御嶽山大噴火の教訓

2年前の9月27日11時52分、突然、御嶽山が噴火して63名の登山者が命を落としました。そのうち、5名のご遺体は今も見つかってはいません。友人の後輩3人もこの噴火に巻き込まれて、帰らぬ人となってしまいました。今も噴石や火砕流・火山ガスの危険があるため、御嶽山剣ヶ峰方面への立ち入りは規制されています。1991年6月の雲仙普賢岳火砕流で犠牲になった43名を上回る戦後最悪の火山災害となった御嶽山大噴火、山頂周辺に居合わせたのは250名余り、生死を分けた境界線はどこにあったのでしょうか。

百名山のひとつでもある御嶽山の標高は3067メートル、日本で14番目の高さがあり、火山では富士山に次ぐ高峰です。高さの割には、7合目(2150メートル)までは御岳ロープウェイで登れるので初心者でも比較的アプローチしやすい山といえます。運命の日は、晴天に恵まれた土曜日という紅葉日和でした。噴火の起きた正午直前は、大勢の登山客が山頂周辺まで到達し、雄大な自然をバックに写真を撮ったり、談笑しながら昼食をとっていた時間にあたっていました。

噴火から2年が経ちヤマケイ新書から相次いで関連本が出版されたので、早速手にとって読んでみました。涸沢カールもそうでしたが、シーズンともなると紅葉スポットには大勢の登山者が押し寄せます。紅葉に彩られた美しい景色と遭難ほど似つかわしくないものはありません。まして、遭難といっても道に迷ったり滑落転倒の類いならいざ知らず、噴火と遭遇することを想起しながら登山する人は皆無に近いでしょう。

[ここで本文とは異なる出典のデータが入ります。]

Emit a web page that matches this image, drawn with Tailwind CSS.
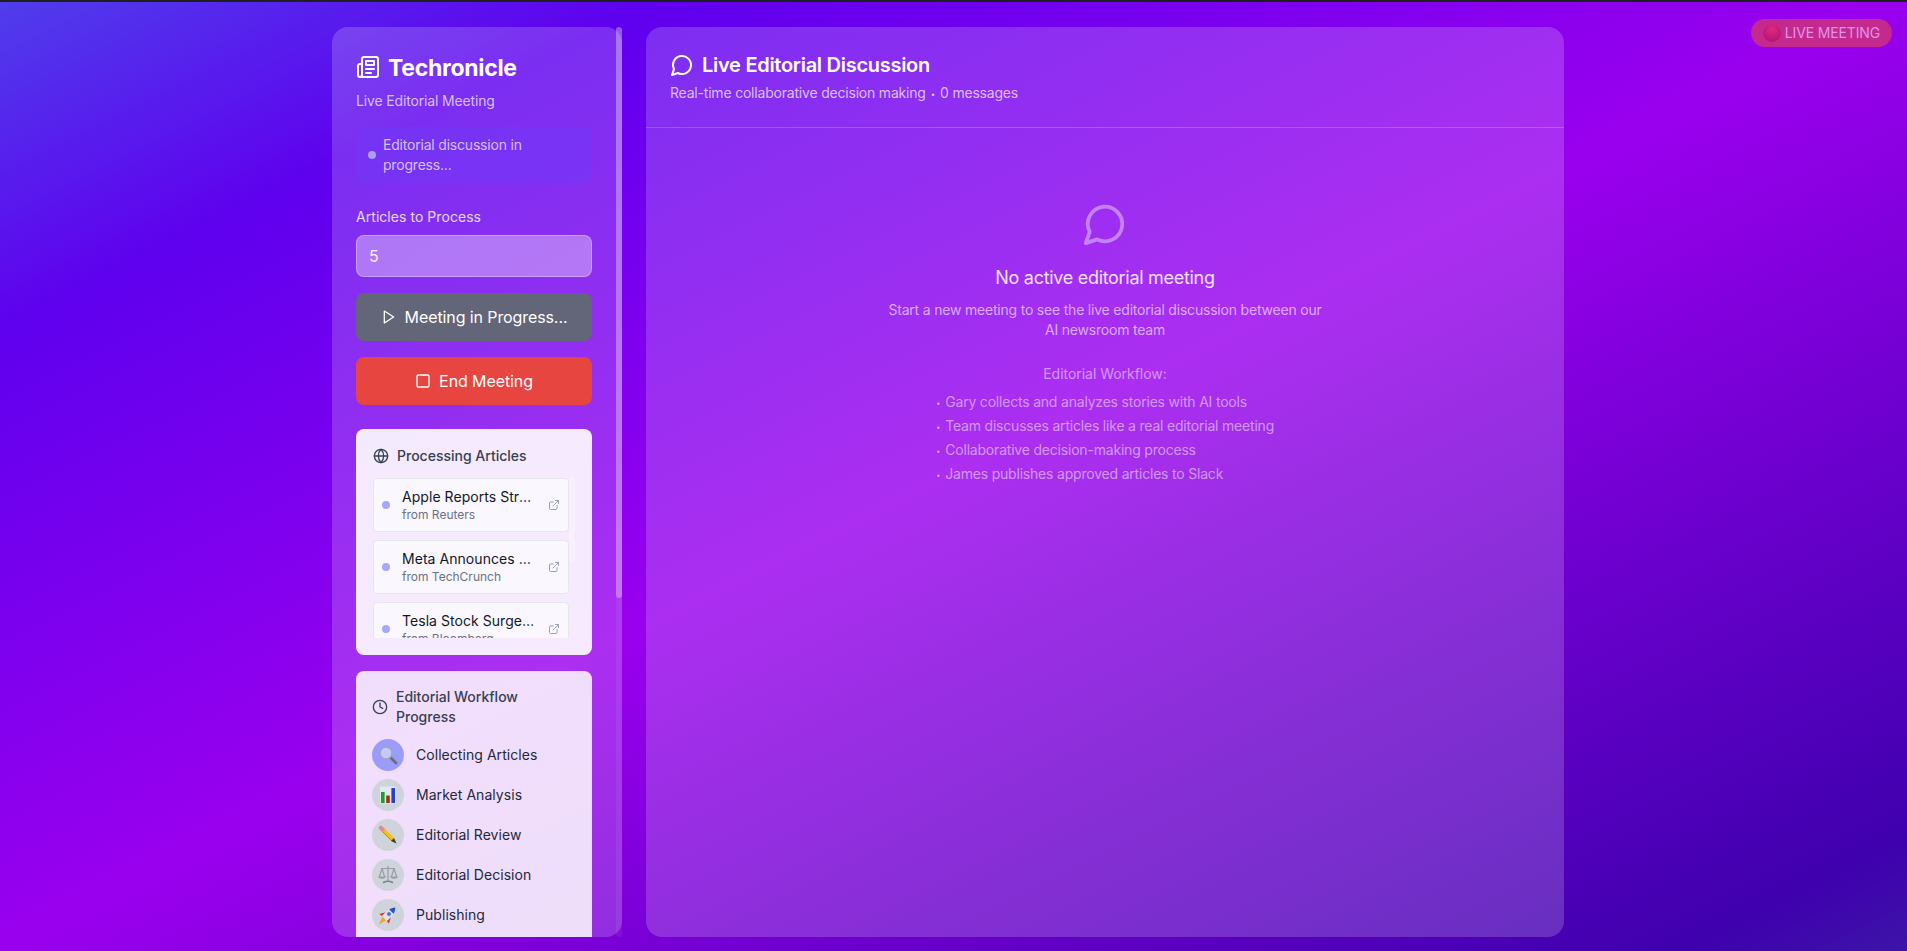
<!DOCTYPE html>
<html lang="en">
<head>
    <meta charset="UTF-8">
    <meta name="viewport" content="width=device-width, initial-scale=1.0">
    <title>Techronicle</title>
    <script src="https://cdn.jsdelivr.net/npm/@tailwindcss/browser@4"></script>
</head>
<body class="h-screen overflow-hidden flex flex-col [font-family:Inter,sans-serif] text-white bg-[linear-gradient(to_bottom_right,#4f3eec_0%,#5f00ee_17.5%,#9a00ee_50%,#3f00ae_94%,#3d14a8_100%)]">

    <!-- Top edge -->
    <div class="h-0.5 shrink-0 bg-[#1f1f1f]"></div>

    <!-- Live badge -->
    <div class="fixed top-[19px] right-[15px] flex items-center gap-1 px-3 py-1 rounded-full bg-[#c42a8e] text-sm tracking-[-0.15px] text-[#e194e8]">
        <span class="w-[18px] h-[18px] rounded-full bg-[radial-gradient(circle_at_50%_30%,#de2a80,#ad0f6c)]"></span>
        LIVE MEETING
    </div>

    <div class="flex-1 min-h-0 flex gap-6 pl-[332px] pr-[343px] pt-[25px] pb-[14px]">

        <!-- Sidebar -->
        <aside class="relative w-[290px] shrink-0 rounded-2xl bg-white/[0.18]">
            <div class="h-full overflow-hidden rounded-2xl pl-6 pr-[30px] pt-6">
                <div class="flex items-center gap-2 h-8">
                    <svg class="w-6 h-6" viewBox="0 0 24 24" fill="none" stroke="currentColor" stroke-width="2" stroke-linecap="round" stroke-linejoin="round"><path d="M4 22h16a2 2 0 0 0 2-2V4a2 2 0 0 0-2-2H8a2 2 0 0 0-2 2v16a2 2 0 0 1-2 2Zm0 0a2 2 0 0 1-2-2v-9c0-1.1.9-2 2-2h2"/><path d="M18 14h-8"/><path d="M15 18h-5"/><path d="M10 6h8v4h-8V6Z"/></svg>
                    <h1 class="pt-0.5 text-[23px] font-bold tracking-[-0.3px]">Techronicle</h1>
                </div>
                <p class="mt-2 mb-4 text-sm tracking-[-0.15px] text-white/70">Live Editorial Meeting</p>

                <div class="flex items-center gap-[7px] px-3 py-2 mb-6 rounded-lg bg-[#6f38f8]/50 text-sm tracking-[-0.2px] text-white/70">
                    <span class="w-2 h-2 shrink-0 rounded-full bg-[#a99ef9]"></span>
                    <span>Editorial discussion in progress...</span>
                </div>

                <label class="block mb-2 text-sm tracking-[0.05px] text-white/80">Articles to Process</label>
                <input type="text" value="5" class="block w-full h-[42px] mb-4 px-3 rounded-lg border border-white/30 bg-white/35 text-base text-white/90">

                <button class="flex items-center justify-center gap-2 w-full h-12 mb-4 rounded-lg bg-[#636578] tracking-[-0.1px]">
                    <svg class="w-4 h-4" viewBox="0 0 24 24" fill="none" stroke="currentColor" stroke-width="2" stroke-linecap="round" stroke-linejoin="round"><polygon points="5 3 19 12 5 21 5 3"/></svg>
                    Meeting in Progress...
                </button>
                <button class="flex items-center justify-center gap-2 w-full h-12 mb-6 rounded-lg bg-[#e74540] tracking-[-0.1px]">
                    <svg class="w-4 h-4" viewBox="0 0 24 24" fill="none" stroke="currentColor" stroke-width="2" stroke-linecap="round" stroke-linejoin="round"><rect x="3" y="3" width="18" height="18" rx="2"/></svg>
                    End Meeting
                </button>

                <!-- Processing articles -->
                <div class="mb-4 p-4 rounded-lg border border-white/20 bg-white/90">
                    <div class="flex items-center gap-2 mb-3 text-sm font-medium text-gray-700">
                        <svg class="w-4 h-4" viewBox="0 0 24 24" fill="none" stroke="currentColor" stroke-width="2" stroke-linecap="round" stroke-linejoin="round"><circle cx="12" cy="12" r="10"/><path d="M12 2a14.5 14.5 0 0 0 0 20 14.5 14.5 0 0 0 0-20"/><path d="M2 12h20"/></svg>
                        Processing Articles
                    </div>
                    <div class="relative h-40 overflow-hidden pr-1.5 space-y-2">
                        <div class="flex items-center gap-3 px-2 py-2 rounded border border-gray-200 bg-white/60">
                            <span class="w-2 h-2 shrink-0 rounded-full bg-[#a5a8fb]"></span>
                            <div class="flex-1 min-w-0">
                                <p class="text-sm tracking-[0.05px] text-gray-900 truncate">Apple Reports Strong Q4 Earnings</p>
                                <p class="text-xs text-gray-500">from Reuters</p>
                            </div>
                            <svg class="w-3 h-3 shrink-0 text-gray-400" viewBox="0 0 24 24" fill="none" stroke="currentColor" stroke-width="2" stroke-linecap="round" stroke-linejoin="round"><path d="M18 13v6a2 2 0 0 1-2 2H5a2 2 0 0 1-2-2V8a2 2 0 0 1 2-2h6"/><polyline points="15 3 21 3 21 9"/><line x1="10" x2="21" y1="14" y2="3"/></svg>
                        </div>
                        <div class="flex items-center gap-3 px-2 py-2 rounded border border-gray-200 bg-white/60">
                            <span class="w-2 h-2 shrink-0 rounded-full bg-[#a5a8fb]"></span>
                            <div class="flex-1 min-w-0">
                                <p class="text-sm tracking-[0.05px] text-gray-900 truncate">Meta Announces New AI Model</p>
                                <p class="text-xs text-gray-500">from TechCrunch</p>
                            </div>
                            <svg class="w-3 h-3 shrink-0 text-gray-400" viewBox="0 0 24 24" fill="none" stroke="currentColor" stroke-width="2" stroke-linecap="round" stroke-linejoin="round"><path d="M18 13v6a2 2 0 0 1-2 2H5a2 2 0 0 1-2-2V8a2 2 0 0 1 2-2h6"/><polyline points="15 3 21 3 21 9"/><line x1="10" x2="21" y1="14" y2="3"/></svg>
                        </div>
                        <div class="flex items-center gap-3 px-2 py-2 rounded border border-gray-200 bg-white/60">
                            <span class="w-2 h-2 shrink-0 rounded-full bg-[#a5a8fb]"></span>
                            <div class="flex-1 min-w-0">
                                <p class="text-sm tracking-[0.05px] text-gray-900 truncate">Tesla Stock Surges After Delivery Report</p>
                                <p class="text-xs text-gray-500">from Bloomberg</p>
                            </div>
                            <svg class="w-3 h-3 shrink-0 text-gray-400" viewBox="0 0 24 24" fill="none" stroke="currentColor" stroke-width="2" stroke-linecap="round" stroke-linejoin="round"><path d="M18 13v6a2 2 0 0 1-2 2H5a2 2 0 0 1-2-2V8a2 2 0 0 1 2-2h6"/><polyline points="15 3 21 3 21 9"/><line x1="10" x2="21" y1="14" y2="3"/></svg>
                        </div>
                        <span class="absolute top-0 right-0 w-1.5 h-[84px] rounded-full bg-white/30"></span>
                    </div>
                </div>

                <!-- Workflow -->
                <div class="p-4 rounded-lg bg-white/[0.84]">
                    <div class="flex items-center gap-2 mb-3 text-sm font-medium text-gray-700">
                        <svg class="w-4 h-4 shrink-0" viewBox="0 0 24 24" fill="none" stroke="currentColor" stroke-width="2" stroke-linecap="round" stroke-linejoin="round"><circle cx="12" cy="12" r="10"/><polyline points="12 6 12 12 16 14"/></svg>
                        <span>Editorial Workflow Progress</span>
                    </div>
                    <div class="space-y-2 text-sm tracking-[0.05px] text-gray-800">
                        <div class="flex items-center gap-3">
                            <span class="flex items-center justify-center w-8 h-8 rounded-full bg-[#9b9bfb]">
                                <svg class="w-5 h-5" viewBox="0 0 20 20"><line x1="12.5" y1="12.5" x2="18" y2="18" stroke="#6b6b78" stroke-width="2.6" stroke-linecap="round"/><circle cx="8" cy="8" r="6" fill="#c5c8fa" stroke="#a3a5b5" stroke-width="1.6"/></svg>
                            </span>
                            Collecting Articles
                        </div>
                        <div class="flex items-center gap-3">
                            <span class="flex items-center justify-center w-8 h-8 rounded-full bg-[#cfd3dc]">
                                <svg class="w-5 h-5" viewBox="0 0 20 20"><rect x="2" y="1.5" width="16" height="17" fill="#e6e8ee"/><rect x="3" y="7" width="3.6" height="11" fill="#16a32a"/><rect x="8.2" y="10.5" width="3.6" height="7.5" fill="#b3261e"/><rect x="13.4" y="3" width="3.6" height="15" fill="#2b3fc4"/></svg>
                            </span>
                            Market Analysis
                        </div>
                        <div class="flex items-center gap-3">
                            <span class="flex items-center justify-center w-8 h-8 rounded-full bg-[#cfd3dc]">
                                <svg class="w-5 h-5" viewBox="0 0 20 20"><path d="M4.5 4.5 L14.5 14.5" stroke="#f2c21a" stroke-width="4.2"/><path d="M2.8 2.8 L4.5 4.5" stroke="#e58a94" stroke-width="4.2" stroke-linecap="round"/><path d="M5 7 L14 16" stroke="#b8860b" stroke-width="0.9"/><path d="M13 16 L16 13 L18.5 18.5 Z" fill="#3a3a3a"/></svg>
                            </span>
                            Editorial Review
                        </div>
                        <div class="flex items-center gap-3">
                            <span class="flex items-center justify-center w-8 h-8 rounded-full bg-[#cfd3dc]">
                                <svg class="w-5 h-5" viewBox="0 0 20 20" fill="none" stroke="#9a9da8" stroke-width="1.2" stroke-linecap="round"><path d="M10 1.5 V16"/><path d="M3.5 3.5 H16.5"/><path d="M4 3.5 L1.5 11.5"/><path d="M4 3.5 L6.5 11.5"/><path d="M16 3.5 L13.5 11.5"/><path d="M16 3.5 L18.5 11.5"/><path d="M1 12 Q4 14.5 7 12 Z" fill="#9a9da8"/><path d="M13 12 Q16 14.5 19 12 Z" fill="#9a9da8"/><path d="M5.5 17.5 Q10 15 14.5 17.5" stroke="#7f828e" stroke-width="1.6"/></svg>
                            </span>
                            Editorial Decision
                        </div>
                        <div class="flex items-center gap-3">
                            <span class="flex items-center justify-center w-8 h-8 rounded-full bg-[#cfd3dc]">
                                <svg class="w-5 h-5" viewBox="0 0 20 20"><g transform="rotate(45 10 10)"><path d="M7.6 15 L10 23 L12.4 15 Z" fill="#f5a80f"/><path d="M6.5 9.5 L3.2 15.5 L6.8 15 Z" fill="#d6342c"/><path d="M13.5 9.5 L16.8 15.5 L13.2 15 Z" fill="#d6342c"/><path d="M10 -0.5 C13 3 14 7 13.5 15 L6.5 15 C6 7 7 3 10 -0.5 Z" fill="#dfe3f0"/><path d="M10 -0.5 C11.6 1.4 12.6 3.2 13.1 5.2 L6.9 5.2 C7.4 3.2 8.4 1.4 10 -0.5 Z" fill="#2b4fc4"/><circle cx="10" cy="8.6" r="1.9" fill="#3a6fe0" stroke="#8a90a8" stroke-width="0.6"/></g></svg>
                            </span>
                            Publishing
                        </div>
                    </div>
                </div>
            </div>

            <!-- Scrollbar -->
            <div class="absolute top-0 bottom-0 right-0 w-1.5 rounded-full bg-white/[0.06]">
                <div class="h-[571px] rounded-full bg-white/30"></div>
            </div>
        </aside>

        <!-- Discussion -->
        <main class="flex-1 min-w-0 rounded-2xl bg-white/[0.18]">
            <div class="p-6 border-b border-white/20">
                <div class="flex items-center gap-2">
                    <svg class="w-6 h-6" viewBox="0 0 24 24" fill="none" stroke="currentColor" stroke-width="2" stroke-linecap="round" stroke-linejoin="round"><path d="M7.9 20A9 9 0 1 0 4 16.1L2 22Z"/></svg>
                    <h2 class="text-xl font-semibold tracking-[-0.28px]">Live Editorial Discussion</h2>
                </div>
                <p class="mt-1 text-sm tracking-[-0.2px] text-white/70">Real-time collaborative decision making<span class="mx-[5px] text-[8px] leading-none align-[1px]">•</span>0 messages</p>
            </div>

            <div class="flex flex-col items-center pt-[73px] text-center">
                <svg class="w-[46px] h-[46px] text-white/40" viewBox="0 0 24 24" fill="none" stroke="currentColor" stroke-width="2" stroke-linecap="round" stroke-linejoin="round"><path d="M7.9 20A9 9 0 1 0 4 16.1L2 22Z"/></svg>
                <h3 class="mt-[17px] text-lg tracking-[-0.3px] text-white/85">No active editorial meeting</h3>
                <p class="mt-2 max-w-md text-sm tracking-[-0.2px] text-white/60">Start a new meeting to see the live editorial discussion between our AI newsroom team</p>
                <p class="mt-6 text-sm tracking-[-0.03px] text-white/50">Editorial Workflow:</p>
                <ul class="mt-1.5 text-left text-sm tracking-[-0.2px] leading-6 text-white/50">
                    <li class="h-6"><span class="mr-[5px] text-[8px] leading-none align-[1px]">•</span>Gary collects and analyzes stories with AI tools</li>
                    <li class="h-6"><span class="mr-[5px] text-[8px] leading-none align-[1px]">•</span>Team discusses articles like a real editorial meeting</li>
                    <li class="h-6"><span class="mr-[5px] text-[8px] leading-none align-[1px]">•</span>Collaborative decision-making process</li>
                    <li class="h-6"><span class="mr-[5px] text-[8px] leading-none align-[1px]">•</span>James publishes approved articles to Slack</li>
                </ul>
            </div>
        </main>
    </div>

</body>
</html>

突然やって来る天災からどう身を守るのか、御嶽山大噴火から生還した山岳ガイド小川さゆりさんの著書『御嶽山噴火 生還者の証言』から、教訓を探ってみることにします。


山岳ガイドで救助隊員を務める小川さんでさえ、「活火山を登りながら噴火をまったく想定していなかった」、「危険に対する想像力が足りなかった」と述べています。お鉢の外輪手前で噴煙を見た小川さんは、落石から身を守るために即座に登山道脇の岩に張りつき頭を抱えたそうです。視界を遮るような腐乱臭の強いガスが立ち込めはじめ、やがて噴石が凄まじい勢いで降ってきました。あたりが真っ暗になるまで数十秒しかありませんでした。火山灰はまたたくまに40センチほど積もったそうです。噴石同士がぶつかり合い時速は数百キロに達し、山頂からは悲鳴が聞こえたそうです。

噴石・火山灰と火山ガスが登山者の命を奪った直接的要因です。剣ヶ峰付近が噴火口となったため、付近に2つあった山小屋に身を寄せたり、神社の軒下に隠れおおせた人は救われました。噴石で天井に大きな穴があくような状況だっただけに、屋内も決して安全な場所ではありませんでした。ガス吸引対策としてタオルで口の周辺を覆って下山した人、咄嗟の判断で岩陰に隠れた人は経験値の高い登山者だったようです。火山性ガスにやられないために風上に逃げるということも意識しておくべきでした。

頭部を守るヘルメットを着用していなければ帽子の上からザックやタオルで防御、基本装備である程度身を守ることができたことが生還者の証言で分かります。夜間ともなればツェルトやダウンジャケットで寒さを凌ぎ命を繋ぐことができます。長期戦ともなれば数日分の飲料水や食料があるかどうかも生死を分けるファクターです。装備の大切さを身をもって体験した生還者の言葉は重みが違います。「備えあれば憂いなし」とはこのことです。


小川さんは、「噴煙を見てからどれだけ早く危険と判断でき、命を守る行動に移れたか」が鍵だったといいます。そして最後は「運」。「生きて帰って来られたのは運がよかっただけです」と言えば、誰からも恨まれず死者を鞭打つこともありません。しかし、紙一重で命を繋げた理由として、あえて「運」のほかに「瞬時の判断」と「身についた技術」を挙げた小川さん、大惨事となったこの噴火から学ぶにはこうした生還者の言葉に耳を傾けるしかありません。

小川さんの本を読み終わって、言い訳が通用しない大自然を相手にしたとき、自分の命は自分にしか守れないのだということを痛切に知らされました。台風、地震津波、落雷・・・天災はいつ襲ってくるか正確に予知することはできないのですから。

備考:2016年9月3日の朝日新聞に「広がる登山届の義務化」という記事がありました。御嶽山の噴火で犠牲となった63名のうち登山届を提出していたのはわずか11名。安否確認のためにも登山届は必ず出してから出発しましょう(ネット上でも提出可能です)。